# Binomial Mixture Model with Expectation-Maximization (EM) Algorithm


## Generating Data

We first generate some data points which are randomly drawn from a Binomial Mixture Model with two Binomial Distributions. Given $N_i$, the probability of $n_i$ is

$P(n_i | N_i, \Theta) = \sum_{k=1}^{2}\pi_k \mathrm{Bino}(n_i|N_i, \theta_k)$, 

where the Binomial Distribution is

$\mathrm{Bino}(n_i|N_i, \theta) = {N_i!\over n_i!(N_i-n_i)!} \theta^{n_i} (1-\theta)^{N_i-n_i}$,

and the sum of $\pi$'s is unity, i.e.

$\sum_{k=1}^{2} \pi_k = 1$

In [683]:
import numpy as np
import torch
from torch.distributions.binomial import Binomial

if torch.cuda.is_available():
    print("cuda is available")
    import torch.cuda as t
else:
    print("cuda is unavailable")
    import torch as t

cuda is unavailable


In [739]:
S = int(1e3)

# the theta's the two Binomial Distributions
theta_err = 0.3
theta_cor = 0.9

# the probabilities, pi's, of the two Binomial Distributions
pi_err = 0.3
pi_cor = 1.0 - pi_err

# the list of (Ni| i =1, 2, ..., S), uniformly drawn between low and high
N_ls_all = t.full((S,), 21.0)
N_ls_all = N_ls_all.type(t.FloatTensor)

# the list of theta, each theta is either theta_1 or theta_2. The probability of theta_i is pi_i
theta_ls = t.FloatTensor(np.random.choice([theta_err,theta_cor], size=S, p=[pi_err,pi_cor]))

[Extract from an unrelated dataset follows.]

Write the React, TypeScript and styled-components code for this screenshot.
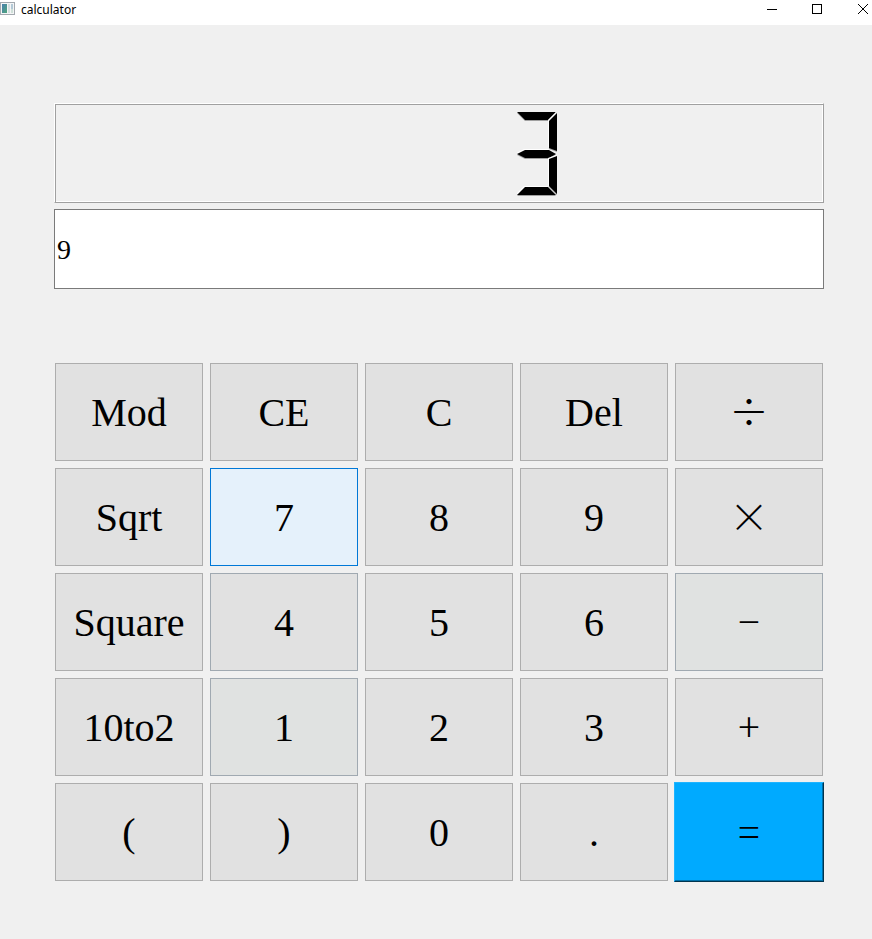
import React from "react";
import styled, { createGlobalStyle, css } from "styled-components";

const GlobalStyle = createGlobalStyle`
  *, *::before, *::after { box-sizing: border-box; }
  body { margin: 0; background: #f0f0f0; color: #000; }
`;

const Window = styled.div`
  display: flex;
  flex-direction: column;
  min-height: 100vh;
`;

const TitleBar = styled.header`
  display: flex;
  align-items: flex-start;
  height: 25px;
  background: #fff;
`;

const AppIcon = styled.svg`
  flex: none;
  margin-top: 2px;
`;

const Title = styled.h1`
  flex: 1;
  margin: 0 0 0 5px;
  font: 400 12px/20px "Noto Sans", "Open Sans", sans-serif;
`;

const WindowControls = styled.div`
  display: flex;
  gap: 25px;
`;

const WindowButton = styled.button`
  display: flex;
  align-items: center;
  justify-content: center;
  width: 20px;
  height: 18px;
  padding: 0;
  border: 0;
  background: none;
`;

const Panel = styled.main`
  display: flex;
  flex-direction: column;
  gap: 6px;
  padding: 78px 48px 57px 54px;
`;

const Lcd = styled.output`
  display: grid;
  grid-template-columns: repeat(5, 40px);
  justify-content: center;
  align-items: center;
  column-gap: 9px;
  height: 100px;
  padding-top: 2px;
  border: 1px solid;
  border-color: #fff #a0a0a0 #a0a0a0 #fff;
  box-shadow: inset 1px 1px #a0a0a0, inset -1px -1px #fff;
`;

const Digit = styled.svg`
  grid-column: 5;
`;

const Expression = styled.input`
  width: 100%;
  height: 80px;
  padding: 2px 2px 0;
  border: 1px solid #7a7a7a;
  border-radius: 0;
  outline: 0;
  background: #fff;
  color: #000;
  font: 400 28px "Liberation Serif", serif;
`;

const Keypad = styled.div`
  display: grid;
  grid-template-columns: repeat(5, minmax(0, 1fr));
  grid-auto-rows: 100px;
  gap: 5px;
  margin-top: 67px;
`;

type Tone = "normal" | "hover" | "fading" | "cooled" | "equals";

const tones = {
  normal: css``,
  hover: css`
    border-color: #0078d7;
    background: #e5f1fb;
  `,
  fading: css`
    border-color: #a0a9b1;
    background: #e0e2e1;
  `,
  cooled: css`
    border-color: #a0a9b1;
  `,
  equals: css`
    margin: 0;
    border-color: #1eb4ff #00344e #00344e #1eb4ff;
    background: #00aaff;
    box-shadow: inset -1px -1px #0071aa;
  `,
};

const Key = styled.button<{ $tone: Tone; $operator: boolean }>`
  margin: 1px;
  padding: 2px 0 0;
  border: 1px solid #adadad;
  border-radius: 0;
  background: #e1e1e1;
  color: #000;
  font: 400 40px/44px "Liberation Serif", serif;
  ${(p) =>
    p.$operator &&
    css`
      padding: 0 0 4px;
      font-family: "Noto Sans CJK SC", sans-serif;
      font-weight: 300;
    `}
  ${(p) => tones[p.$tone]}
`;

interface KeyDef {
  label: string;
  tone?: Tone;
  operator?: boolean;
}

const keys: KeyDef[] = [
  { label: "Mod" },
  { label: "CE" },
  { label: "C" },
  { label: "Del" },
  { label: "÷", operator: true },
  { label: "Sqrt" },
  { label: "7", tone: "hover" },
  { label: "8" },
  { label: "9" },
  { label: "×", operator: true },
  { label: "Square" },
  { label: "4", tone: "cooled" },
  { label: "5" },
  { label: "6" },
  { label: "−", tone: "fading", operator: true },
  { label: "10to2" },
  { label: "1", tone: "fading" },
  { label: "2" },
  { label: "3" },
  { label: "+", operator: true },
  { label: "(" },
  { label: ")" },
  { label: "0" },
  { label: "." },
  { label: "=", tone: "equals", operator: true },
];

const segments = [
  "0,0 39,0 31,8 8,8",
  "40,1 40,39 32,36 32,9",
  "0,42 8,38 32,38 39,42 32,46 8,46",
  "40,44 40,82 32,74 32,47",
  "0,83 8,75 31,75 39,83",
];

function LcdThree() {
  return (
    <Digit width="40" height="84" viewBox="0 0 40 84" role="img" aria-label="3">
      {segments.map((points) => (
        <g key={points}>
          <polygon points={points} fill="#fff" transform="translate(-1 -1)" />
          <polygon points={points} fill="#a0a0a0" transform="translate(0 1)" />
          <polygon points={points} fill="#000" />
        </g>
      ))}
    </Digit>
  );
}

export default function App() {
  return (
    <>
      <GlobalStyle />
      <Window>
        <TitleBar>
          <AppIcon width="16" height="14" viewBox="0 0 16 14" aria-hidden="true">
            <defs>
              <linearGradient id="pane" x1="0" y1="0" x2="1" y2="1">
                <stop offset="0" stopColor="#4a7fae" />
                <stop offset="1" stopColor="#4fa67c" />
              </linearGradient>
            </defs>
            <rect x="0.5" y="0.5" width="14" height="12" fill="#f4f5f6" stroke="#a3a9af" />
            <rect x="2" y="2" width="5" height="9" fill="url(#pane)" />
            <rect x="8" y="2" width="2" height="9" fill="#d3dfe0" />
            <rect x="11" y="2" width="2" height="5" fill="#b3c9d6" />
            <rect x="11" y="7" width="2" height="4" fill="#cfe0d8" />
          </AppIcon>
          <Title>calculator</Title>
          <WindowControls>
            <WindowButton type="button" aria-label="Minimize">
              <svg width="10" height="10" viewBox="0 0 10 10">
                <path d="M0 5.5H10" stroke="#000" />
              </svg>
            </WindowButton>
            <WindowButton type="button" aria-label="Maximize">
              <svg width="10" height="10" viewBox="0 0 10 10">
                <rect x="0.5" y="0.5" width="9" height="9" fill="none" stroke="#000" />
              </svg>
            </WindowButton>
            <WindowButton type="button" aria-label="Close">
              <svg width="12" height="10" viewBox="0 0 12 10">
                <path d="M2 0L12 10M12 0L2 10" stroke="#000" />
              </svg>
            </WindowButton>
          </WindowControls>
        </TitleBar>
        <Panel>
          <Lcd>
            <LcdThree />
          </Lcd>
          <Expression type="text" aria-label="Expression" defaultValue="9" />
          <Keypad>
            {keys.map(({ label, tone = "normal", operator = false }) => (
              <Key key={label} type="button" $tone={tone} $operator={operator}>
                {label}
              </Key>
            ))}
          </Keypad>
        </Panel>
      </Window>
    </>
  );
}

# the list of (ni | i=1,2 ...,S)
n_ls_all = Binomial(N_ls_all, theta_ls).sample()

#errors
ground_truth = (theta_ls < theta_cor)
print(theta_ls)
print(theta_cor)
print(ground_truth)

Make some figures to get some visual impression of the dataset.

In [740]:
# import matplotlib.pyplot as plt
# %matplotlib inline 

# fig, axes = plt.subplots(1,2,figsize=(14,6))
# axes[0].scatter(N_ls_all-n_ls_all, n_ls_all)
# axes[0].set_xlabel("N-n",size=16)
# axes[0].set_ylabel("n",size=16)
# axes[0].tick_params(labelsize=14)

# axes[1].hist(n_ls_all/N_ls_all, bins=20)
# axes[1].set_xlabel("n/N", size=16)
# axes[1].tick_params(labelsize=14)
# axes[1].set_title("Histogram of n/N", size=16)
# plt.show()

We split the dataset into train and validation. 

In [741]:
# Split into train and validation sets
S = len(N_ls_all)
shuffled_indice = torch.randperm(S)
N_ls_shuffled = N_ls_all[shuffled_indice]
n_ls_shuffled = n_ls_all[shuffled_indice]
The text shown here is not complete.